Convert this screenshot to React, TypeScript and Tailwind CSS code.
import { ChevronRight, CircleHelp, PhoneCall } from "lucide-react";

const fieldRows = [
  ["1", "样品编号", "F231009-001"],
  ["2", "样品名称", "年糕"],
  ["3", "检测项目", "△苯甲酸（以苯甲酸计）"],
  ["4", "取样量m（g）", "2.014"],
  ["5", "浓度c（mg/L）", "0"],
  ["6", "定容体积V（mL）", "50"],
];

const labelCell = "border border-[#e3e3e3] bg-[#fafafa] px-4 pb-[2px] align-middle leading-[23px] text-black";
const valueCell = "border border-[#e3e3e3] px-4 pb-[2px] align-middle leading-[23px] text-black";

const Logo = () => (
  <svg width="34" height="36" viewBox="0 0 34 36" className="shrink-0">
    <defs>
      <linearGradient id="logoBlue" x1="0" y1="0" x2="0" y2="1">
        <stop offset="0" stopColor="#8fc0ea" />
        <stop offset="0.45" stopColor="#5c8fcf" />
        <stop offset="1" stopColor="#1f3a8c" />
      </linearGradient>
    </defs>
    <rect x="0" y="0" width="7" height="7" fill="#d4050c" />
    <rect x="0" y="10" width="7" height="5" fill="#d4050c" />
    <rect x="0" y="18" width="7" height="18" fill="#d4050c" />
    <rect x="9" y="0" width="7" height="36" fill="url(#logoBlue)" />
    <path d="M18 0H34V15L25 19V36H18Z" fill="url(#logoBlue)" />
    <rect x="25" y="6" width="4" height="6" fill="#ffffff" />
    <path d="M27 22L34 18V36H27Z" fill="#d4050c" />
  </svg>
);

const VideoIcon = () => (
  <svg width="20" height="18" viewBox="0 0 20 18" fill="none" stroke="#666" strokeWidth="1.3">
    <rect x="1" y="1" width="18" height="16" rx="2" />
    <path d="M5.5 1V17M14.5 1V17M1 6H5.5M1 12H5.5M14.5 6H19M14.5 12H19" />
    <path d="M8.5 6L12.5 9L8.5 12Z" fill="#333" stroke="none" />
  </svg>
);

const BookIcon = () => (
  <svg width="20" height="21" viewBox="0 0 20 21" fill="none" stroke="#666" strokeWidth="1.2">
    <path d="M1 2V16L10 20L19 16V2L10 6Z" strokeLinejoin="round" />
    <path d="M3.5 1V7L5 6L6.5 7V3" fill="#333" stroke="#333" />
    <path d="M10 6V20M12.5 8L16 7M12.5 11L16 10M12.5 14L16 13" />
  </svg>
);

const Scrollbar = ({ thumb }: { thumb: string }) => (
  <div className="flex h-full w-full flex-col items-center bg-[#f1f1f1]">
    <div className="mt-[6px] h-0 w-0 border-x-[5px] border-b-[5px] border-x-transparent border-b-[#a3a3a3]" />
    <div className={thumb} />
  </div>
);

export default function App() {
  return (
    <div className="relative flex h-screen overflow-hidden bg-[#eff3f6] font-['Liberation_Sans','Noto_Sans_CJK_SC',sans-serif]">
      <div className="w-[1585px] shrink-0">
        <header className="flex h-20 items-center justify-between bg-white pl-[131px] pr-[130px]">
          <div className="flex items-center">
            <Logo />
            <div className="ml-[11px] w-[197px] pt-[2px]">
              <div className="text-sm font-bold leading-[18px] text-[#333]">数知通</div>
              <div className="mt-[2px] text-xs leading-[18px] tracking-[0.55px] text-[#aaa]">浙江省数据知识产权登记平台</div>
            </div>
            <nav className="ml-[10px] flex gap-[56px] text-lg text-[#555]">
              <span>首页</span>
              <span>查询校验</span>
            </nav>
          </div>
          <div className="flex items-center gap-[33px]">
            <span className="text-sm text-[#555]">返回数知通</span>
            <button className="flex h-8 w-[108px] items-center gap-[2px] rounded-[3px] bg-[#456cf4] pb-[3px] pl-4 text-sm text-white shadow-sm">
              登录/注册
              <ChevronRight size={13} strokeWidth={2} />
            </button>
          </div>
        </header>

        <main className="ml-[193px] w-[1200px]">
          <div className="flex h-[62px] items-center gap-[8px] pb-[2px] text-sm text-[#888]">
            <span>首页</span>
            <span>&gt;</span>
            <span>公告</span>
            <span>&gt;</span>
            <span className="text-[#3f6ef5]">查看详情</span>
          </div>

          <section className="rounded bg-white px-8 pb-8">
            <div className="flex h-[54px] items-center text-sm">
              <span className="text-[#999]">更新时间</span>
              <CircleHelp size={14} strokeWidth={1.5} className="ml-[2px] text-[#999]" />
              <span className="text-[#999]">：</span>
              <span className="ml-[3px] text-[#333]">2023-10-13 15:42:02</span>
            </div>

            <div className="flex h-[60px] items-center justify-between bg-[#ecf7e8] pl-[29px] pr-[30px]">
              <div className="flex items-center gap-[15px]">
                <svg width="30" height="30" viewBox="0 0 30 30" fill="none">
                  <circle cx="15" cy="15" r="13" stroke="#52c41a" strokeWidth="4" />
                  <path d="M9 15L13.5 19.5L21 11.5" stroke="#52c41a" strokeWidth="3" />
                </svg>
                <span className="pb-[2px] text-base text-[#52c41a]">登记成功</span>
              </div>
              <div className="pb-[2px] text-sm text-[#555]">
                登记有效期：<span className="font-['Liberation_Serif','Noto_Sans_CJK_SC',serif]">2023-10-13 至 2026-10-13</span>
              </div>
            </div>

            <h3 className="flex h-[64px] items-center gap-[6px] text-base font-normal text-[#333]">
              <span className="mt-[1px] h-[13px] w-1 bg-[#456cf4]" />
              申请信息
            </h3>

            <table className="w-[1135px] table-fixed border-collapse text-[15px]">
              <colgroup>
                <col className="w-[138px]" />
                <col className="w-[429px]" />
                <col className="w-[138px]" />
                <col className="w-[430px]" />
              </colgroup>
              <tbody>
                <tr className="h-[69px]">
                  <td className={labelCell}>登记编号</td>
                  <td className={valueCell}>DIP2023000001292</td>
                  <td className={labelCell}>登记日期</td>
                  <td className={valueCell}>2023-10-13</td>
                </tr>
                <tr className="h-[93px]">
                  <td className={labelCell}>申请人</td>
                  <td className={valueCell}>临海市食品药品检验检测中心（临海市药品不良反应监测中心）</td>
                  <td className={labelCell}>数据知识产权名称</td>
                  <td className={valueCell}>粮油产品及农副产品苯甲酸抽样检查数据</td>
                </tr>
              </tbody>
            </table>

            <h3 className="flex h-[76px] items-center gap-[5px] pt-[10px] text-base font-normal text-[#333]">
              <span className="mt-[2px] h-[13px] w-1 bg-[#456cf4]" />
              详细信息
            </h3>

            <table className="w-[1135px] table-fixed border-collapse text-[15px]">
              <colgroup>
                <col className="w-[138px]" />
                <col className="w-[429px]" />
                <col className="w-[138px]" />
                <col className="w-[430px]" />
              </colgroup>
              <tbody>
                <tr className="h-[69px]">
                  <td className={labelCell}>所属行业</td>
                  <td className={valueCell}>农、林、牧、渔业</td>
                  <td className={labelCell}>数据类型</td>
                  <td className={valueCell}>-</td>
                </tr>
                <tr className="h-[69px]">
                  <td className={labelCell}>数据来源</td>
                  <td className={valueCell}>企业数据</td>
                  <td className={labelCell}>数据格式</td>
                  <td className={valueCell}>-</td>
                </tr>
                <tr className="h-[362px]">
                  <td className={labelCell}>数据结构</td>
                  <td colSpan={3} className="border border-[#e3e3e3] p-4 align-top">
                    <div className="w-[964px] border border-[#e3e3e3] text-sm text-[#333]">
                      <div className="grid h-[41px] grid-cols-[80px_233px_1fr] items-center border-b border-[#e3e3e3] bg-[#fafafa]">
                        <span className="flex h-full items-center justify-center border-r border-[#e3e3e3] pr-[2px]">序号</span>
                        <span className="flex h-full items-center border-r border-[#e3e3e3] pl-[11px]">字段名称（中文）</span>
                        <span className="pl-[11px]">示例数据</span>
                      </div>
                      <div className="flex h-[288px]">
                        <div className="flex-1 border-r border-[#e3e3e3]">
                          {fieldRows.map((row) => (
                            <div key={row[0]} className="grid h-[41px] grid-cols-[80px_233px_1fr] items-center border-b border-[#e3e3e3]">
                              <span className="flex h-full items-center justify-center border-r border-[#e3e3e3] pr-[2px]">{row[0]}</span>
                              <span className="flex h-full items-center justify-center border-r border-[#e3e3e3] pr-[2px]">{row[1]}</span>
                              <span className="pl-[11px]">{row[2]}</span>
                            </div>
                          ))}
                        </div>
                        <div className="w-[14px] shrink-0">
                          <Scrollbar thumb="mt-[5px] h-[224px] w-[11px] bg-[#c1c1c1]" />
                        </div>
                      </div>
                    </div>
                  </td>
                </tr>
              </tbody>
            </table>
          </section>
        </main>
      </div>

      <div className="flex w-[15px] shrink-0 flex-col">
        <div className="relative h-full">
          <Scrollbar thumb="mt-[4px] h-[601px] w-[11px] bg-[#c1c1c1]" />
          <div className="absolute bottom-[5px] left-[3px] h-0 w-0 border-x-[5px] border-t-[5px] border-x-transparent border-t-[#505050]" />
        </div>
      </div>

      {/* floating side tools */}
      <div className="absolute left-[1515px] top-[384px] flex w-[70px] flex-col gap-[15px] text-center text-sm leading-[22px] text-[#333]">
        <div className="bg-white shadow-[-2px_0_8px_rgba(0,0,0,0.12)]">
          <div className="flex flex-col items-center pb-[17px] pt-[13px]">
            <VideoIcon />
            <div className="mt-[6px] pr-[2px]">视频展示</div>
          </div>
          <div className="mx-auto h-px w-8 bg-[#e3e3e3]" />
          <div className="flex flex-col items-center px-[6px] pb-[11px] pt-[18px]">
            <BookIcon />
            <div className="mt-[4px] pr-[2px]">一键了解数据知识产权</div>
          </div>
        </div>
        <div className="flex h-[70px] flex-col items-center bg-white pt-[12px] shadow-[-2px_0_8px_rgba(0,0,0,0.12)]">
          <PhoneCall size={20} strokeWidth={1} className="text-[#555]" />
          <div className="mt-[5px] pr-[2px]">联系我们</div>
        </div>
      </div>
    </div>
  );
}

——————

**DIRECTIONS**
Lines from the beginning of the data above through the line containing "ChevronRight, CircleHelp, PhoneCall" are to be returned exactly, and no others.

**RIGHT ANSWER**
Convert this screenshot to React, TypeScript and Tailwind CSS code.
import { ChevronRight, CircleHelp, PhoneCall } from "lucide-react";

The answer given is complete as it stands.